GCC bug 41497 results in this code being miscompiled:

static uint16_t add (uint16_t ui1, uint16_t ui2) {
  return ui1 + ui2;
}

uint32_t g_108;
uint8_t f3;
uint8_t f0;

void func_1 (void) {
  for (f3 = 0; f3 <= 0; f3 = 1) {
    for (g_108 = -13; g_108 == 0; g_108 = add (g_108, 0)) {
      f0 = 1;
    }
  }
}

LLVM bug 2487 results in this code being miscompiled:

int g_6;
void func_1 (void) {
  char l_3;
  for (l_3 = 0; l_3 >= 0; ++l_3) {
    if (!l_3) {
      for (g_6 = 1; 0; --g_6);
    }
  }
}

LLVM bug 2716 results in this code being miscompiled:

int func_3 (void) {
  long long p_5 = 0;
  signed char g_323 = 1;
  return (1 > 0x14E7A1AFC6B86DBELL) <= (p_5 - g_323);
}

LLVM bug 3115 results in this code being miscompiled:


unsigned int g_122;

int func_1 (void) {
  unsigned int l_19 = 1;
  if (1 ^ l_19 && 1) return 0;
  return 1;
}

I could go on, but six examples should suffice.

A better question than “Is there a bug-safe C subset?” might be “Is there a subset of C that, when combined with restrictions on the optimization passes used, is safe from compiler bugs?” I don’t know the answer to this, but I do know that disabling optimizations is probably the only reliable way to keep large, possibly-buggy parts of the compiler from executing. Also, organizations creating safety critical systems often limit the amount of optimization that is performed by compilers they use (though that is probably as much to give traceable, debuggable code as it is to avoid miscompilations). In the medium to long run, an even better idea would be to forget about artificial constraints on the language and instead use a verified compiler or a tool such as one of the emerging translation validators for LLVM.


10 responses to “Safe From Compiler Bugs?”

  1. Great article. I think the best option is to really on tools like flexelint or even use gcc __attribute__

  2. Stuff like this makes me wonder if we would not be better-off using only a simple set of optimizations which are well-understood (e.g.: constant propagation, dead-code elimination, strength reduction), but make them more powerful by allowing them at run-time. (I realize this fundamentally changes how we would code in C…)

    If the arguments to a function (or a chain of functions) are known, then these simple optimizations can collapse a lot of code away, eliminating places for bugs to even exist, minus the number representation range bugs you wrote about recently. (That was good reading, thanks!)

  3. What are your thoughts on CLight in Compcert? It’s still a lot more limited than C (e.g. pure, assignment is a statement), but is being steadily built up (the ClightTSO extension is tackling concurrency).

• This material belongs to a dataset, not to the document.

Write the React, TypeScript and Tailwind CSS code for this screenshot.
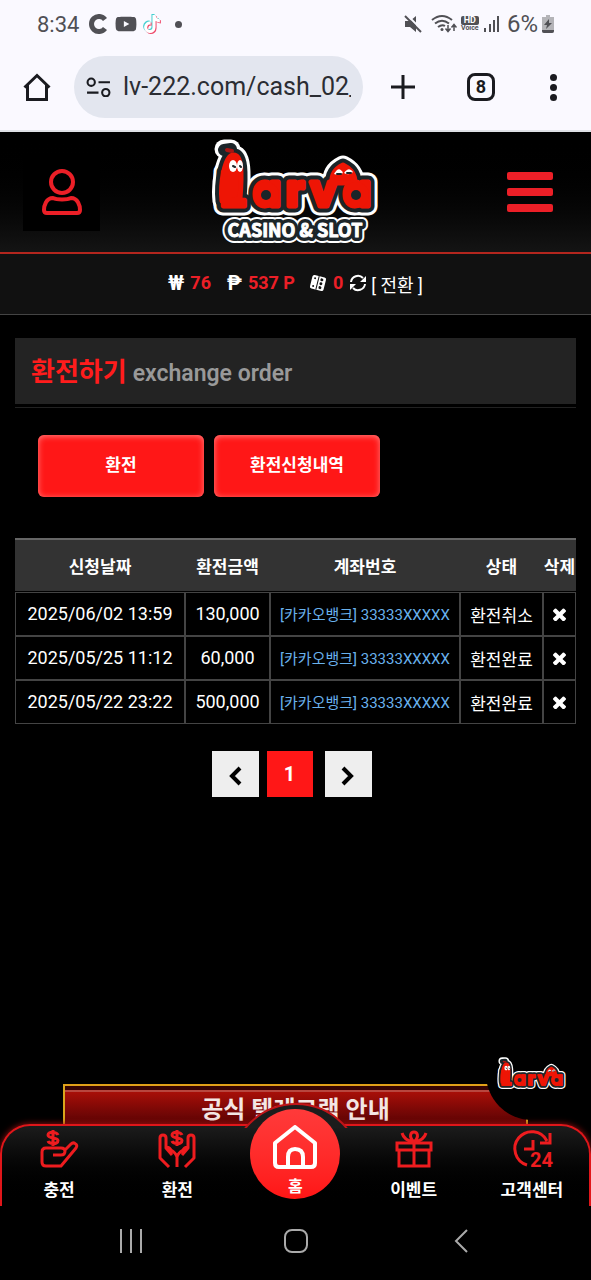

    I’m not sure how far this formal ground-up approach is from meeting the C subset you discuss in this post, but hopefully the gap is narrowing…

    In addition to your paper at PLDI 11 on finding compiler bugs, I also enjoyed the “Evaluating Value-Graph Translation Validation for LLVM” work, aimed at proving that optimisation passes are semantics-preserving and hence do not introduce bugs.

    Application of these techniques will hopefully help compiler developers in much the same way that Coverity and other pragmatic static analysis tools have been keeping an eye on open-source software for the last few years…

  4. Anil, I don’t know that much about CLight, but CompCert as a whole (the proved part plus the C-subset to CLight translator) is amazing.

    My opinion is that CompCert fundamentally changes the situation for applied research in verified compilation by providing a nucleus around which other projects (like the one you mention) can aggregate.

  5. There is no bug-safe subset! Wondering if such a subset exists is truly academic.

    The bugs are dependent on the quality of the compiler implementation, and less on the (language) feature set, although the number of bugs is likely increase with the number of features, again depending on the quality of the compiler implementation.

    Suppose you reduce C to only one feature and then build a compiler that implements support for that feature, but that implementation is buggy. So you only have one feature, but still there is a bug. There is no safe subset. There’s only a possibility of less bugs if you have less features.

  6. Can’t they get away with LVM bug 2487 because it leads to undefined behaviour?
    char l_3;
    for (l_3 = 0; l_3 >= 0; ++l_3) {

    At least if char is signed?

    As it turns out I answered my own question by clicking through to the bug case and googling.. but I’ll write this comment just in case anyone else is wondering..

    The bug case is compiled with -fwrapv, which tells the compiler to wrap signed amounts when they overflow. So ++l_3 will cause l_3 >= 0 to return false when it gets large enough.

  7. Suppose there can never be a safe subset… do we just give up? No! (Well, not entirely).

    I think there’s room for some pragmatism in this — we should be cataloguing and determining the worst features for compiler (and indeed application) bugs and working out some best practices around these.

    I’m sure there are efforts in this direction (MISRA, CERT C, etc.), but I don’t think I’ve ever seen one based on (or at least referencing) actual statistics of compiler and application bugs before.

  8. I agree on the need, at least in the medium term, for both pragmatism and a reliance on “only a simple set of optimizations.” I think a lot of projects may be doing this already, e.g., by using at most -O2, but it might be worth trying for a broader consensus on this.